By Roland Sebestyén
Vape products are growing increasingly popular, with a growing number of teens now choosing them as the first option for cannabis consumption, according to a recent study.
The study, published in JAMA Pediatrics, revealed that the number of teens vaping cannabis doubled between 2013 and 2020, based on the analysis of 17 US and Canadian studies with thousands of participants.
The analysis revealed that, across all school grades, the pooled prevalence of cannabis vape use increased for lifetime use (6.1% in 2013-2016 to 13.6% in 2019-2020), use in the past 12 months (7.2% in 2017-2018 to 13.2% in 2019-2020), and use in the past 30 days (1.6% in 2013-2016 to 8.4% in 2019-2020).
The researchers also claimed that teens are shifting away from dried flower products, in favour of cannabis oils – one possible explanation being that cannabis oils often contain higher levels of THC, the plant’s main psychoactive compound.
The trend, the authors said, is dangerous. They claim that vaping has health risks of its own which may be exacerbated in combination with cannabis consumption.
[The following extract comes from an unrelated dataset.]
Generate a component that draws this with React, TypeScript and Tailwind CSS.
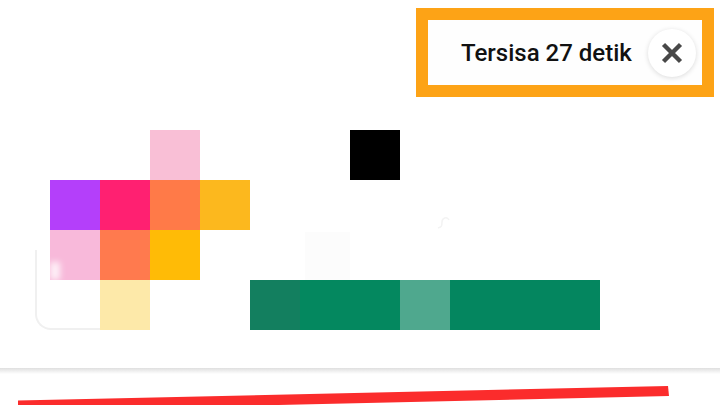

Study author Carmen Lim, a doctoral candidate in health and behavioural sciences at the University of Queensland in Australia, told NPR: “Regular use of high THC products could increase the risk of dependence, other substance use and many other health, social and behavioural problems later in life.”
She added the growing popularity of electronic “pot vaping devices is alarming.”
Ms Lim reiterated that, as cannabis is still not legal on the federal level, some products are still not regulated – this can mean the consumption of poor quality and even harmful products. This is one of the key arguments for the need of a federal, regulated, safe recreational cannabis market in the US.
Finally, the authors state: “Because cannabis vaping is a relatively new phenomenon, little is known about its potential long-term harms to adolescents.
“However, the regular use of cannabis is associated with a broad range of adverse health outcomes that may be more pronounced in those who initiate use in adolescence.”